## EXERCISE OBJECTIVE
Omit every picture and return the rest of the data unaltered.

──────── RAW DATA

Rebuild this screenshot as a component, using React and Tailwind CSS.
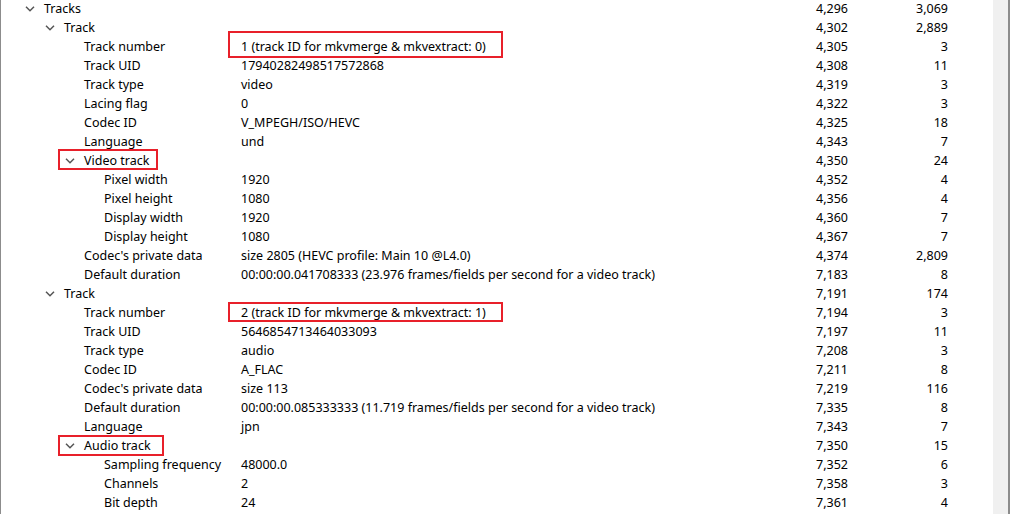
import React from "react";

const rows = [
  [0, true, "Tracks", "", "4,296", "3,069"],
  [1, true, "Track", "", "4,302", "2,889"],
  [2, false, "Track number", "1 (track ID for mkvmerge & mkvextract: 0)", "4,305", "3"],
  [2, false, "Track UID", "17940282498517572868", "4,308", "11"],
  [2, false, "Track type", "video", "4,319", "3"],
  [2, false, "Lacing flag", "0", "4,322", "3"],
  [2, false, "Codec ID", "V_MPEGH/ISO/HEVC", "4,325", "18"],
  [2, false, "Language", "und", "4,343", "7"],
  [2, true, "Video track", "", "4,350", "24"],
  [3, false, "Pixel width", "1920", "4,352", "4"],
  [3, false, "Pixel height", "1080", "4,356", "4"],
  [3, false, "Display width", "1920", "4,360", "7"],
  [3, false, "Display height", "1080", "4,367", "7"],
  [2, false, "Codec's private data", "size 2805 (HEVC profile: Main 10 @L4.0)", "4,374", "2,809"],
  [2, false, "Default duration", "00:00:00.041708333 (23.976 frames/fields per second for a video track)", "7,183", "8"],
  [1, true, "Track", "", "7,191", "174"],
  [2, false, "Track number", "2 (track ID for mkvmerge & mkvextract: 1)", "7,194", "3"],
  [2, false, "Track UID", "5646854713464033093", "7,197", "11"],
  [2, false, "Track type", "audio", "7,208", "3"],
  [2, false, "Codec ID", "A_FLAC", "7,211", "8"],
  [2, false, "Codec's private data", "size 113", "7,219", "116"],
  [2, false, "Default duration", "00:00:00.085333333 (11.719 frames/fields per second for a video track)", "7,335", "8"],
  [2, false, "Language", "jpn", "7,343", "7"],
  [2, true, "Audio track", "", "7,350", "15"],
  [3, false, "Sampling frequency", "48000.0", "7,352", "6"],
  [3, false, "Channels", "2", "7,358", "3"],
  [3, false, "Bit depth", "24", "7,361", "4"],
];

const indent = ["pl-[21px]", "pl-[41px]", "pl-[61px]", "pl-[81px]"];

function Chevron() {
  return (
    <svg width="10" height="6" viewBox="0 0 10 6" className="block">
      <polyline points="1,0.8 5,4.8 9,0.8" fill="none" stroke="#555" strokeWidth="1.5" />
    </svg>
  );
}

export default function App() {
  return (
    <div
      className="flex h-[514px] w-[1010px] overflow-hidden bg-white text-[12.5px] text-black"
      style={{ fontFamily: '"Noto Sans", "Liberation Sans", sans-serif' }}
    >
      <div className="w-px shrink-0 bg-[#8c8c8c]" />
      <div className="relative flex-1">
        <div className="-mt-px flex flex-col">
          {rows.map(([lvl, exp, name, val, pos, size], i) => (
            <div key={i} className="flex h-[19px] items-center whitespace-nowrap leading-[19px]">
              <div className={`flex w-[240px] shrink-0 items-center ${indent[lvl]}`}>
                <div className="flex w-[16px] shrink-0 items-center justify-center">
                  {exp ? <Chevron /> : null}
                </div>
                <span className="ml-[6px]">{name}</span>
              </div>
              <div className="w-[507px] shrink-0">{val}</div>
              <div className="w-[100px] shrink-0 text-right">{pos}</div>
              <div className="w-[100px] shrink-0 text-right">{size}</div>
            </div>
          ))}
        </div>
        <div className="pointer-events-none absolute left-[227px] top-[31px] h-[27px] w-[275px] border-2 border-[#e8202a]" />
        <div className="pointer-events-none absolute left-[57px] top-[149px] h-[21px] w-[100px] border-2 border-[#e8202a]" />
        <div className="pointer-events-none absolute left-[227px] top-[302px] h-[20px] w-[275px] border-2 border-[#e8202a]" />
        <div className="pointer-events-none absolute left-[57px] top-[435px] h-[21px] w-[106px] border-2 border-[#e8202a]" />
      </div>
      <div className="w-[15px] shrink-0 bg-[#f0f0f0]" />
      <div className="w-[2px] shrink-0 bg-[#8c8c8c]" />
    </div>
  );
}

────────────────

## FINISHED EXERCISE
Rebuild this screenshot as a component, using React and Tailwind CSS.
import React from "react";

const rows = [
  [0, true, "Tracks", "", "4,296", "3,069"],
  [1, true, "Track", "", "4,302", "2,889"],
  [2, false, "Track number", "1 (track ID for mkvmerge & mkvextract: 0)", "4,305", "3"],
  [2, false, "Track UID", "17940282498517572868", "4,308", "11"],
  [2, false, "Track type", "video", "4,319", "3"],
  [2, false, "Lacing flag", "0", "4,322", "3"],
  [2, false, "Codec ID", "V_MPEGH/ISO/HEVC", "4,325", "18"],
  [2, false, "Language", "und", "4,343", "7"],
  [2, true, "Video track", "", "4,350", "24"],
  [3, false, "Pixel width", "1920", "4,352", "4"],
  [3, false, "Pixel height", "1080", "4,356", "4"],
  [3, false, "Display width", "1920", "4,360", "7"],
  [3, false, "Display height", "1080", "4,367", "7"],
  [2, false, "Codec's private data", "size 2805 (HEVC profile: Main 10 @L4.0)", "4,374", "2,809"],
  [2, false, "Default duration", "00:00:00.041708333 (23.976 frames/fields per second for a video track)", "7,183", "8"],
  [1, true, "Track", "", "7,191", "174"],
  [2, false, "Track number", "2 (track ID for mkvmerge & mkvextract: 1)", "7,194", "3"],
  [2, false, "Track UID", "5646854713464033093", "7,197", "11"],
  [2, false, "Track type", "audio", "7,208", "3"],
  [2, false, "Codec ID", "A_FLAC", "7,211", "8"],
  [2, false, "Codec's private data", "size 113", "7,219", "116"],
  [2, false, "Default duration", "00:00:00.085333333 (11.719 frames/fields per second for a video track)", "7,335", "8"],
  [2, false, "Language", "jpn", "7,343", "7"],
  [2, true, "Audio track", "", "7,350", "15"],
  [3, false, "Sampling frequency", "48000.0", "7,352", "6"],
  [3, false, "Channels", "2", "7,358", "3"],
  [3, false, "Bit depth", "24", "7,361", "4"],
];

const indent = ["pl-[21px]", "pl-[41px]", "pl-[61px]", "pl-[81px]"];

function Chevron() {
  return (
    <svg width="10" height="6" viewBox="0 0 10 6" className="block">
      <polyline points="1,0.8 5,4.8 9,0.8" fill="none" stroke="#555" strokeWidth="1.5" />
    </svg>
  );
}

export default function App() {
  return (
    <div
      className="flex h-[514px] w-[1010px] overflow-hidden bg-white text-[12.5px] text-black"
      style={{ fontFamily: '"Noto Sans", "Liberation Sans", sans-serif' }}
    >
      <div className="w-px shrink-0 bg-[#8c8c8c]" />
      <div className="relative flex-1">
        <div className="-mt-px flex flex-col">
          {rows.map(([lvl, exp, name, val, pos, size], i) => (
            <div key={i} className="flex h-[19px] items-center whitespace-nowrap leading-[19px]">
              <div className={`flex w-[240px] shrink-0 items-center ${indent[lvl]}`}>
                <div className="flex w-[16px] shrink-0 items-center justify-center">
                  {exp ? <Chevron /> : null}
                </div>
                <span className="ml-[6px]">{name}</span>
              </div>
              <div className="w-[507px] shrink-0">{val}</div>
              <div className="w-[100px] shrink-0 text-right">{pos}</div>
              <div className="w-[100px] shrink-0 text-right">{size}</div>
            </div>
          ))}
        </div>
        <div className="pointer-events-none absolute left-[227px] top-[31px] h-[27px] w-[275px] border-2 border-[#e8202a]" />
        <div className="pointer-events-none absolute left-[57px] top-[149px] h-[21px] w-[100px] border-2 border-[#e8202a]" />
        <div className="pointer-events-none absolute left-[227px] top-[302px] h-[20px] w-[275px] border-2 border-[#e8202a]" />
        <div className="pointer-events-none absolute left-[57px] top-[435px] h-[21px] w-[106px] border-2 border-[#e8202a]" />
      </div>
      <div className="w-[15px] shrink-0 bg-[#f0f0f0]" />
      <div className="w-[2px] shrink-0 bg-[#8c8c8c]" />
    </div>
  );
}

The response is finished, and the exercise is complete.